→ The request: Which lines below hold the word "this"? Report each one.

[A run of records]
BEGIN

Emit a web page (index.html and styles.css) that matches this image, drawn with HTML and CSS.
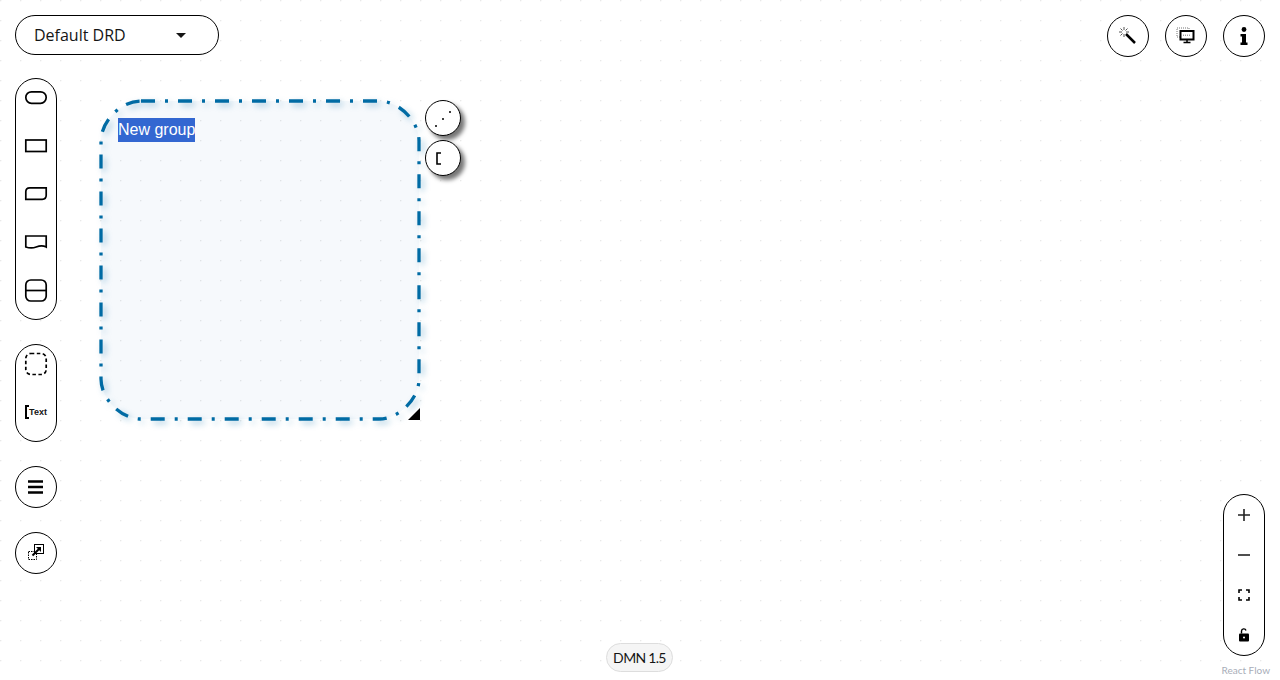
FILE: index.html
```html
<!doctype html>
<html lang="en">
<head>
    <meta charset="utf-8">
    <title>DMN Editor</title>
    <link rel="stylesheet" href="styles.css">
</head>
<body>
    <div class="canvas">
        <!-- dotted background -->
        <svg class="dots" width="1280" height="680">
            <defs>
                <pattern id="dot" width="20" height="20" patternUnits="userSpaceOnUse">
                    <circle cx="0.7" cy="0.7" r="0.75" fill="#e8e8e8"></circle>
                </pattern>
            </defs>
            <rect width="1280" height="680" fill="url(#dot)"></rect>
        </svg>

        <!-- selected group node -->
        <svg class="group-node" width="340" height="340" viewBox="0 0 340 340">
            <path class="group-fill" d="M45 5H283C303 5 323 25 323 45V283C323 303 303 323 283 323H45C25 323 5 303 5 283V45C5 25 25 5 45 5Z"></path>
            <path class="group-stroke" d="M45 5H283C303 5 323 25 323 45V283C323 303 303 323 283 323H45C25 323 5 303 5 283V45C5 25 25 5 45 5Z"></path>
            <path d="M324 312v12h-12z" fill="#000"></path>
        </svg>
        <span class="group-label">New group</span>

        <div class="node-handles">
            <button class="handle">
                <svg width="34" height="34"><g fill="#000"><circle cx="10" cy="25" r="1"></circle><circle cx="17" cy="18" r="1"></circle><circle cx="24" cy="11" r="1"></circle></g></svg>
            </button>
            <button class="handle">
                <svg width="34" height="34"><path d="M15 12h-4v11h4" fill="none" stroke="#000" stroke-width="1.600"></path></svg>
            </button>
        </div>

        <div class="drd-select">
            <span>Default DRD</span>
            <i class="caret"></i>
        </div>

        <div class="palette">
            <div class="pill">
                <div class="pill-item"><svg width="26" height="18"><rect x="2.800" y="2.800" width="20.400" height="11.500" rx="5.700" class="shape"></rect></svg></div>
                <div class="pill-item"><svg width="26" height="18"><rect x="2.800" y="3" width="20.400" height="11.500" class="shape"></rect></svg></div>
                <div class="pill-item"><svg width="26" height="18"><path d="M6.800 2.800h16.400v7.500q0 4-4 4h-16.400v-7.500q0-4 4-4z" class="shape"></path></svg></div>
                <div class="pill-item"><svg width="26" height="18"><path d="M2.800 3h20.400v11c-3-1.500-6-1.500-10 0s-7.400 1-10.400 0z" class="shape"></path></svg></div>
                <div class="pill-item"><svg width="26" height="26"><rect x="2.800" y="3" width="20.400" height="21" rx="5" class="shape"></rect><path d="M2.800 13.500h20.400" class="shape"></path></svg></div>
            </div>
            <div class="pill">
                <div class="pill-item"><svg width="26" height="26"><rect x="2.800" y="2.500" width="20.400" height="21" rx="5" class="shape dashed"></rect></svg></div>
                <div class="pill-item text-item"><i class="bracket"></i><span>Text</span></div>
            </div>
            <button class="round-btn">
                <svg width="16" height="14"><path d="M0 1.500h15M0 7h15M0 12.500h15" stroke="#000" stroke-width="2.500"></path></svg>
            </button>
            <button class="round-btn">
                <svg width="18" height="18">
                    <rect x="1.500" y="7.500" width="8" height="8" fill="none" stroke="#000" stroke-dasharray="1.500 1"></rect>
                    <rect x="7.500" y="0.500" width="9" height="9" fill="#fff" stroke="#000"></rect>
                    <path d="M5.500 11.500l7-7" stroke="#000" stroke-width="2"></path>
                    <path d="M9 3h5v5z" fill="#000"></path>
                </svg>
            </button>
        </div>

        <div class="top-actions">
            <button class="round-btn">
                <svg width="20" height="20">
                    <path d="M8 8l9 9" stroke="#000" stroke-width="2.500"></path>
                    <path d="M6 1v3M6 8v3M1 6h3M8 6h3M2.500 2.500l2 2M9.500 2.500l-2 2M2.500 9.500l2-2" stroke="#555" stroke-width="1"></path>
                </svg>
            </button>
            <button class="round-btn">
                <svg width="20" height="18">
                    <rect x="1" y="1" width="12" height="9" fill="none" stroke="#777" stroke-dasharray="1 1"></rect>
                    <rect x="4.500" y="4" width="13" height="8.500" fill="#fff" stroke="#000" stroke-width="2"></rect>
                    <path d="M7 8.200h8" stroke="#777" stroke-dasharray="1 1"></path>
                    <path d="M11 12.500v2.500M7.500 15.500h7" stroke="#000" stroke-width="1.500"></path>
                </svg>
            </button>
            <button class="round-btn">
                <svg width="10" height="18"><circle cx="5" cy="2.500" r="2.400" fill="#000"></circle><path d="M1.500 7h5.500v8.500h1.500v2.500h-7v-2.500h1.500v-6h-1.500z" fill="#000"></path></svg>
            </button>
        </div>

        <div class="zoom-controls">
            <div class="zoom-item"><svg width="14" height="14"><path d="M7 1v12M1 7h12" stroke="#222" stroke-width="1.600"></path></svg></div>
            <div class="zoom-item"><svg width="14" height="14"><path d="M1 7h12" stroke="#222" stroke-width="1.600"></path></svg></div>
            <div class="zoom-item"><svg width="12" height="12"><path d="M1 4v-3h3M8 1h3v3M11 8v3h-3M4 11h-3v-3" fill="none" stroke="#000" stroke-width="1.600"></path></svg></div>
            <div class="zoom-item"><svg width="12" height="14"><path d="M3.500 5.500v-2.500a2.300 2.300 0 0 1 4.500-.5" fill="none" stroke="#000" stroke-width="1.400"></path><rect x="1" y="5.500" width="10" height="8" rx="1" fill="#000"></rect><circle cx="6" cy="9.500" r="1" fill="#fff"></circle></svg></div>
        </div>

        <div class="dmn-version">DMN 1.5</div>
        <div class="attribution">React Flow</div>
    </div>
</body>
</html>
```

FILE: styles.css
```css
html, body {
    height: 100%;
}
body {
    margin: 0;
    background: #fff;
    overflow: hidden;
    font-family: "Open Sans", "Liberation Sans", sans-serif;
    color: #151515;
}
button {
    padding: 0;
    font: inherit;
}
.canvas {
    position: relative;
    width: 1280px;
    height: 680px;
    overflow: hidden;
}
.dots {
    position: absolute;
    left: 0;
    top: 0;
}

/* group node */
.group-node {
    position: absolute;
    left: 96px;
    top: 96px;
    overflow: visible;
}
.group-fill {
    fill: rgba(35, 115, 195, 0.045);
}
.group-stroke {
    fill: none;
    stroke: #006ba4;
    stroke-width: 3.300;
    stroke-dasharray: 14 10 3 10;
    filter: drop-shadow(3px 3px 3px rgba(0, 107, 164, 0.35));
}
.group-label {
    position: absolute;
    left: 118px;
    top: 118px;
    font: 16px/24px "Liberation Sans", Arial, sans-serif;
    color: #fff;
    background: #3367d1;
}
.node-handles {
    position: absolute;
    left: 425px;
    top: 100px;
    display: flex;
    flex-direction: column;
    gap: 4px;
}
.handle {
    display: flex;
    width: 36px;
    height: 36px;
    background: #fff;
    border: 1px solid #000;
    border-radius: 50%;
    box-shadow: 4px 4px 4px #777;
}

/* panels */
.drd-select {
    position: absolute;
    left: 15px;
    top: 15px;
    box-sizing: border-box;
    width: 204px;
    height: 40px;
    padding: 0 32px 0 18px;
    display: flex;
    align-items: center;
    justify-content: space-between;
    font-size: 16px;
    background: #fff;
    border: 1px solid #000;
    border-radius: 20px;
}
.caret {
    border-top: 5px solid #151515;
    border-left: 5px solid transparent;
    border-right: 5px solid transparent;
}
.palette {
    position: absolute;
    left: 15px;
    top: 78px;
    display: flex;
    flex-direction: column;
    gap: 24px;
}
.pill {
    width: 40px;
    background: #fff;
    border: 1px solid #000;
    border-radius: 21px;
}
.pill-item {
    display: flex;
    align-items: center;
    justify-content: center;
    box-sizing: border-box;
    height: 48px;
    padding-bottom: 10px;
}
.shape {
    fill: #fff;
    stroke: #000;
    stroke-width: 1.700;
}
.dashed {
    stroke-dasharray: 3.500 2.500;
}
.text-item {
    font: 700 9px/1 "Liberation Sans", sans-serif;
}
.bracket {
    width: 2px;
    height: 10px;
    border: 2px solid #000;
    border-right: 0;
}
.round-btn {
    display: flex;
    align-items: center;
    justify-content: center;
    width: 42px;
    height: 42px;
    background: #fff;
    border: 1px solid #000;
    border-radius: 50%;
}
.top-actions {
    position: absolute;
    right: 15px;
    top: 15px;
    display: flex;
    gap: 16px;
}
.zoom-controls {
    position: absolute;
    right: 15px;
    bottom: 24px;
    width: 40px;
    background: #fff;
    border: 1px solid #000;
    border-radius: 21px;
}
.zoom-item {
    display: flex;
    align-items: center;
    justify-content: center;
    height: 40px;
}
.dmn-version {
    position: absolute;
    left: 606px;
    top: 643px;
    box-sizing: border-box;
    width: 67px;
    height: 29px;
    line-height: 27px;
    text-align: center;
    font-family: Lato, sans-serif;
    font-size: 14px;
    letter-spacing: -0.6px;
    word-spacing: -0.5px;
    background: #f5f5f5;
    border: 1px solid #ddd;
    border-radius: 15px;
}
.attribution {
    position: absolute;
    right: 10px;
    bottom: 4px;
    font-family: Lato, sans-serif;
    font-size: 10px;
    color: #a8adb8;
}
```
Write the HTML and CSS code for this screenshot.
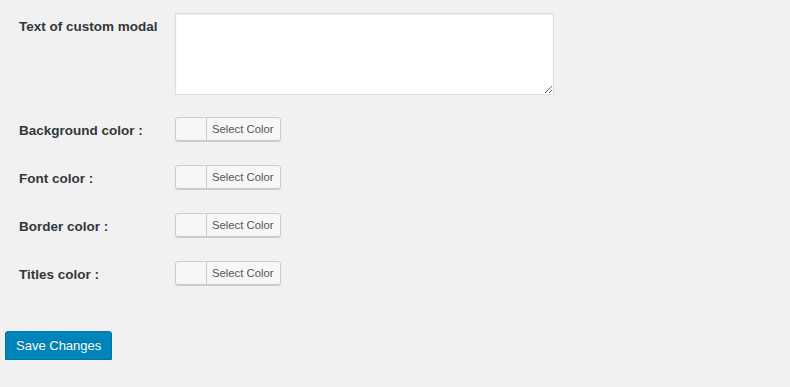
FILE: index.html
```html
<!DOCTYPE html>
<html lang="en">
<head>
    <meta charset="UTF-8">
    <meta name="viewport" content="width=device-width, initial-scale=1.0">
    <title>Modal settings</title>
    <link rel="stylesheet" href="styles.css">
</head>
<body>
    <form class="settings">
        <div class="form-table">
            <label class="field-label top" for="modal-text">Text of custom modal</label>
            <textarea id="modal-text" class="modal-text"></textarea>

            <label class="field-label">Background color :</label>
            <button type="button" class="color-picker"><span class="swatch"></span><span class="picker-text">Select Color</span></button>

            <label class="field-label">Font color :</label>
            <button type="button" class="color-picker"><span class="swatch"></span><span class="picker-text">Select Color</span></button>

            <label class="field-label">Border color :</label>
            <button type="button" class="color-picker"><span class="swatch"></span><span class="picker-text">Select Color</span></button>

            <label class="field-label">Titles color :</label>
            <button type="button" class="color-picker"><span class="swatch"></span><span class="picker-text">Select Color</span></button>
        </div>

        <p class="submit">
            <button type="submit" class="button-primary">Save Changes</button>
        </p>
    </form>
</body>
</html>
```

FILE: styles.css
```css
body {
    margin: 0;
    background-color: #f1f1f1;
    color: #32373c;
    font-family: "Liberation Sans", Arial, sans-serif;
    font-size: 14px;
}

.settings {
    padding: 13px 0 0 5px;
}

.form-table {
    display: grid;
    grid-template-columns: 156px auto;
    row-gap: 24px;
    align-items: center;
    justify-items: start;
    padding-left: 14px;
}

.field-label {
    padding-top: 3px;
    font-size: 13.5px;
    font-weight: bold;
    line-height: 18px;
}

.field-label.top {
    align-self: start;
    padding-top: 5px;
}

.modal-text {
    display: block;
    width: 379px;
    height: 82px;
    box-sizing: border-box;
    margin: 0 0 -2px;
    background: #fff;
    border: 1px solid #ddd;
    box-shadow: inset 0 1px 2px rgba(0, 0, 0, 0.07);
    resize: vertical;
}

.color-picker {
    display: flex;
    align-items: stretch;
    height: 24px;
    padding: 0;
    box-sizing: border-box;
    background: #f7f7f7;
    border: 1px solid #ccc;
    border-radius: 3px;
    box-shadow: 0 1px 0 #ccc;
    cursor: pointer;
    font-family: "Liberation Sans", Arial, sans-serif;
}

.swatch {
    width: 30px;
    border-right: 1px solid #ccc;
}

.picker-text {
    padding: 0 6px 0 5px;
    font-size: 11.3px;
    line-height: 22px;
    color: #555;
}

.submit {
    margin: 46px 0 0;
}

.button-primary {
    height: 29px;
    padding: 0 10px;
    background: #0085ba;
    border: 1px solid #0073aa;
    border-radius: 3px;
    box-shadow: 0 1px 0 #006799;
    color: #fff;
    font-family: "Liberation Sans", Arial, sans-serif;
    font-size: 13px;
    text-shadow: 0 -1px 1px #006799;
    cursor: pointer;
}
```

END

→ Written answer:
Emit a web page (index.html and styles.css) that matches this image, drawn with HTML and CSS.
Write the HTML and CSS code for this screenshot.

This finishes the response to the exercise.